# Rows from a dataset

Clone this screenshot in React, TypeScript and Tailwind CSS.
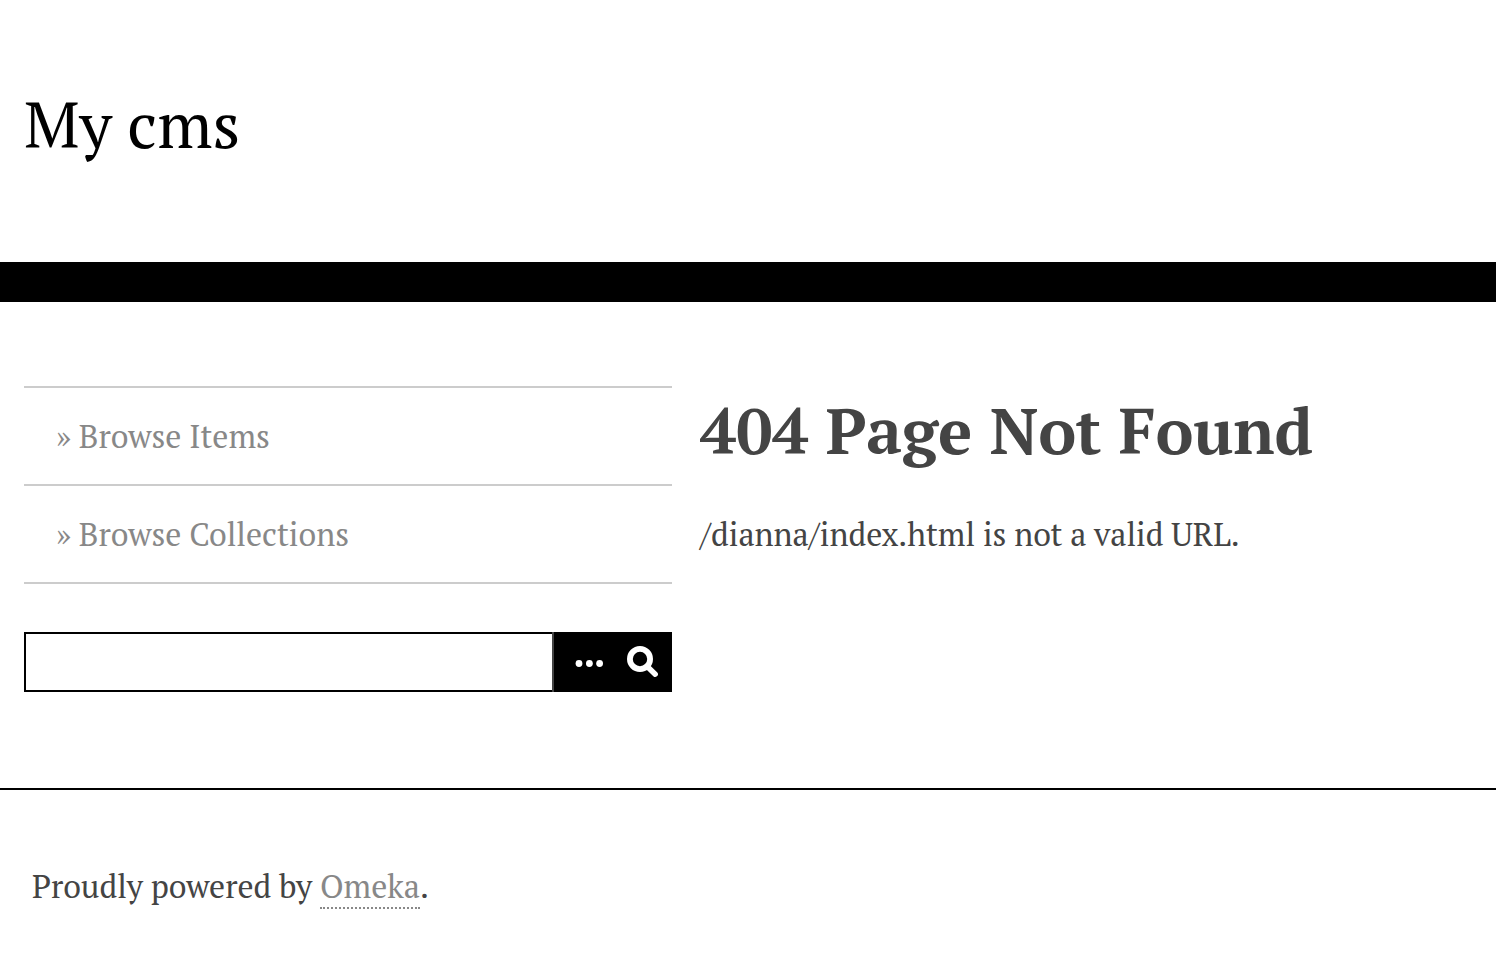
import { useState } from 'react';

const NAV_LINKS = [
  { label: 'Browse Items', href: '#items' },
  { label: 'Browse Collections', href: '#collections' },
];

function DotsIcon() {
  return (
    <svg viewBox="0 0 28 8" className="w-7 h-2" fill="currentColor" aria-hidden="true">
      <circle cx="4" cy="3.5" r="3.4" />
      <circle cx="14.4" cy="3.5" r="3.4" />
      <circle cx="24.6" cy="3.5" r="3.4" />
    </svg>
  );
}

function SearchIcon() {
  return (
    <svg viewBox="0 0 32 32" className="w-8 h-8" fill="none" stroke="currentColor" aria-hidden="true">
      <circle cx="14" cy="13" r="10.1" strokeWidth="5.8" />
      <path d="M21 20.2 29.2 28.2" strokeWidth="5.4" strokeLinecap="round" />
    </svg>
  );
}

function SearchForm() {
  const [query, setQuery] = useState('');

  return (
    <form className="mt-12 flex h-[60px]" onSubmit={e => e.preventDefault()}>
      <input
        type="text"
        aria-label="Search"
        value={query}
        onChange={e => setQuery(e.target.value)}
        className="min-w-0 flex-1 border-2 border-r-0 border-black px-3 outline-none"
      />
      <button
        type="button"
        aria-label="Advanced search"
        className="flex w-[60px] items-center justify-center border-l-2 border-[#444] bg-black pt-1 pl-3 text-white"
      >
        <DotsIcon />
      </button>
      <button type="submit" aria-label="Submit search" className="flex w-[60px] items-center justify-center bg-black text-white">
        <SearchIcon />
      </button>
    </form>
  );
}

export default function App() {
  return (
    <div className="bg-white font-['PT_Serif','Liberation_Serif',serif] text-[32px] leading-12 text-[#444]">
      <header className="border-b-[40px] border-black px-6 pt-20 pb-[94px]">
        <div className="text-[64px] leading-22 text-black">
          <a href="#home">My cms</a>
        </div>
      </header>

      <div className="grid grid-cols-[162fr_193fr] gap-7 px-6 pt-[84px] pb-24">
        <div>
          <nav>
            <ul className="border-t-2 border-[#ccc]">
              {NAV_LINKS.map(link => (
                <li key={link.label} className="border-b-2 border-[#ccc] px-8 py-6 text-[#888]">
                  <a href={link.href}>» {link.label}</a>
                </li>
              ))}
            </ul>
          </nav>
          <SearchForm />
        </div>

        <main>
          <h1 className="text-[64px] leading-22 font-bold">404 Page Not Found</h1>
          <p className="mt-9">/dianna/index.html is not a valid URL.</p>
        </main>
      </div>

      <footer className="border-t-2 border-black px-8 py-[72px]">
        <p>
          Proudly powered by{' '}
          <a href="#omeka" className="border-b-2 border-dotted border-[#888] text-[#888]">Omeka</a>.
        </p>
      </footer>
    </div>
  );
}
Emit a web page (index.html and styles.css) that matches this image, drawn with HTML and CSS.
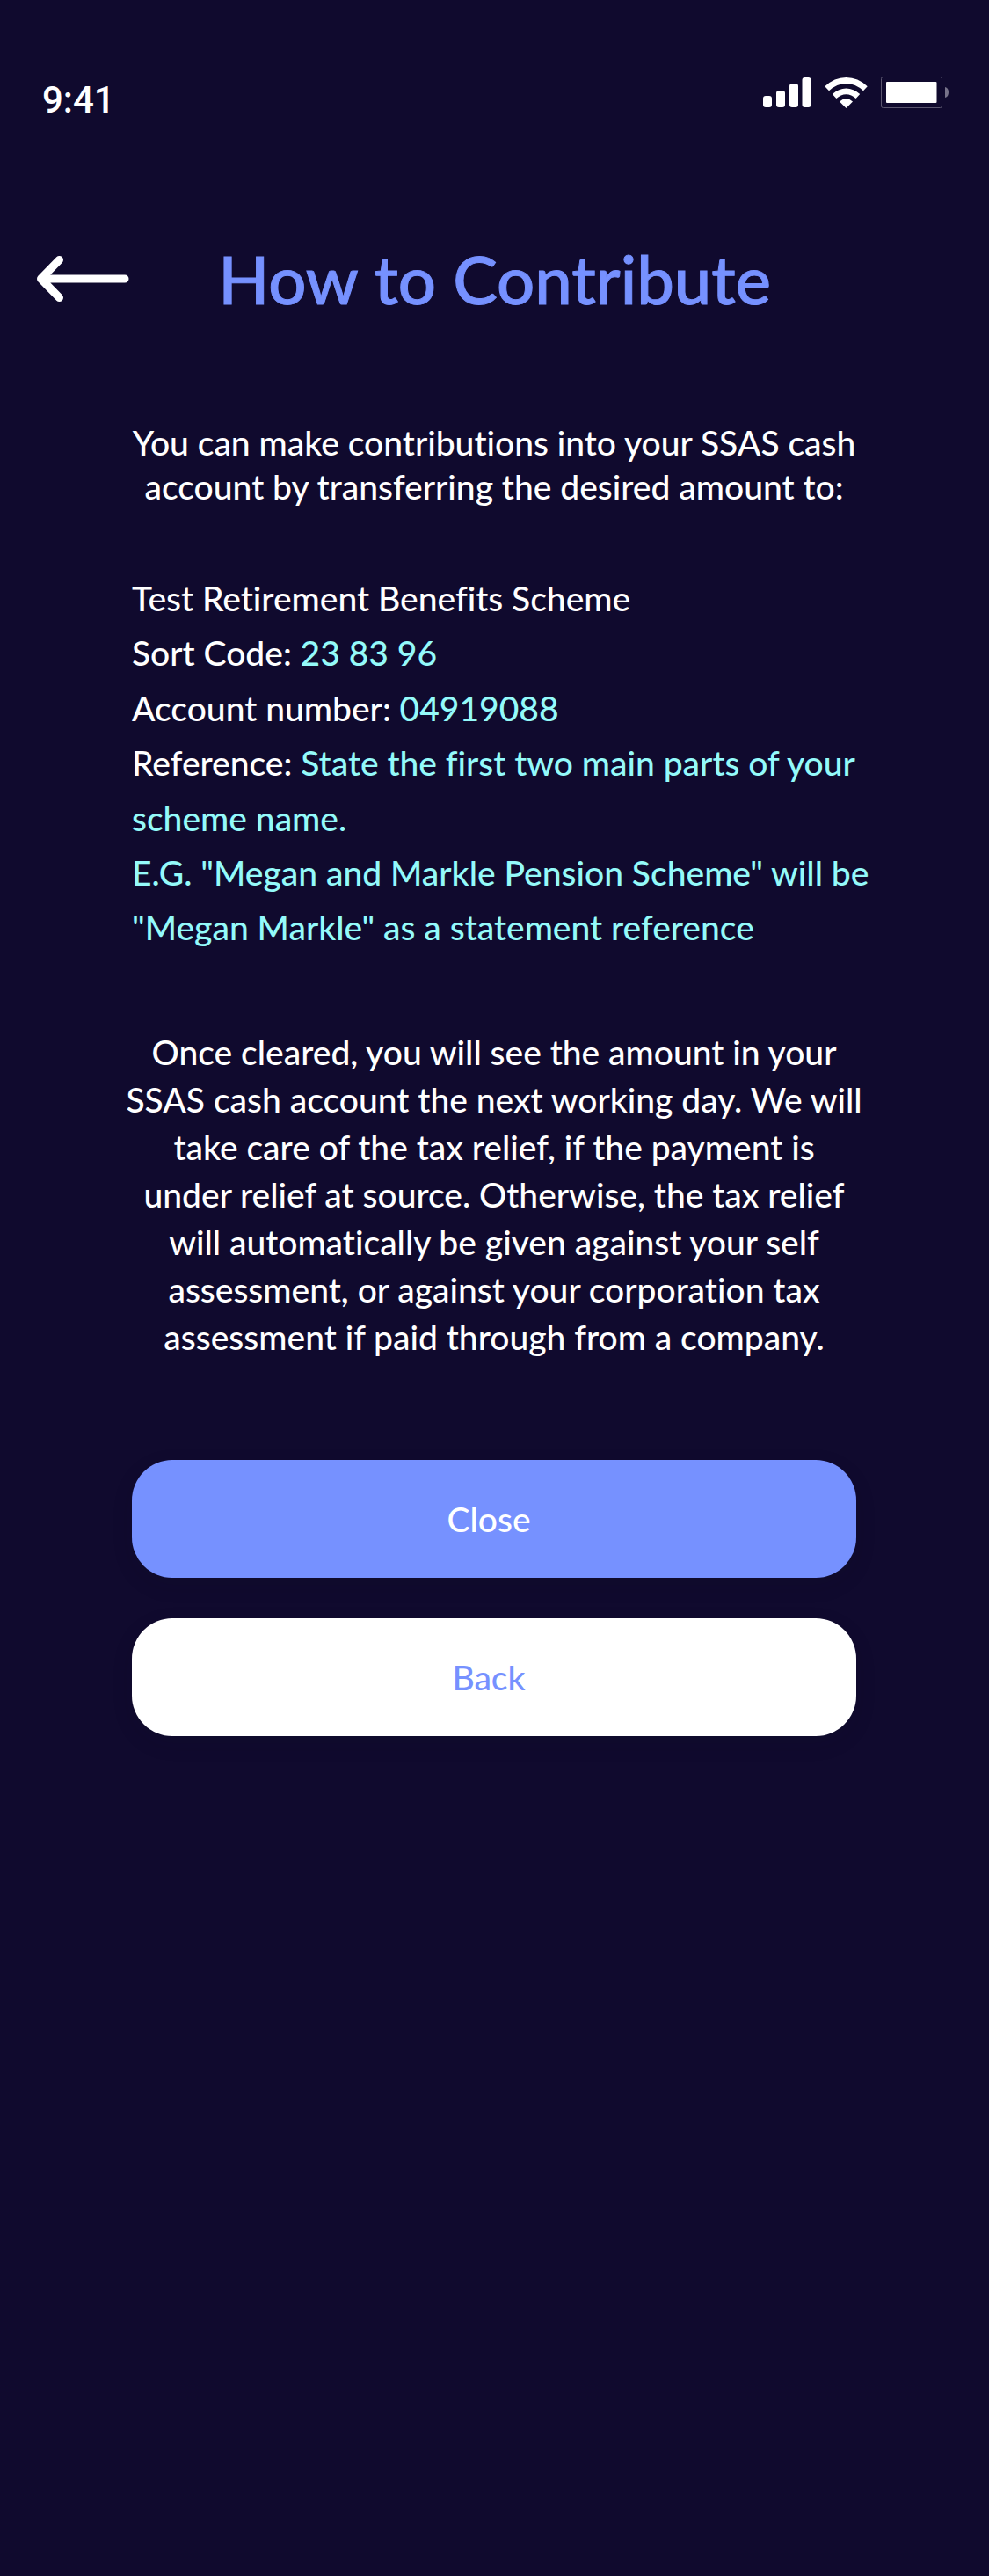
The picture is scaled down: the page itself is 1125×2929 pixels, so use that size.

# Requirement
Write out exactly the lines between the start of the data and the line with "const [query, setQuery] = useState('');", including both, but none of the pictures.

# The completed task
Clone this screenshot in React, TypeScript and Tailwind CSS.
import { useState } from 'react';

const NAV_LINKS = [
  { label: 'Browse Items', href: '#items' },
  { label: 'Browse Collections', href: '#collections' },
];

function DotsIcon() {
  return (
    <svg viewBox="0 0 28 8" className="w-7 h-2" fill="currentColor" aria-hidden="true">
      <circle cx="4" cy="3.5" r="3.4" />
      <circle cx="14.4" cy="3.5" r="3.4" />
      <circle cx="24.6" cy="3.5" r="3.4" />
    </svg>
  );
}

function SearchIcon() {
  return (
    <svg viewBox="0 0 32 32" className="w-8 h-8" fill="none" stroke="currentColor" aria-hidden="true">
      <circle cx="14" cy="13" r="10.1" strokeWidth="5.8" />
      <path d="M21 20.2 29.2 28.2" strokeWidth="5.4" strokeLinecap="round" />
    </svg>
  );
}

function SearchForm() {
  const [query, setQuery] = useState('');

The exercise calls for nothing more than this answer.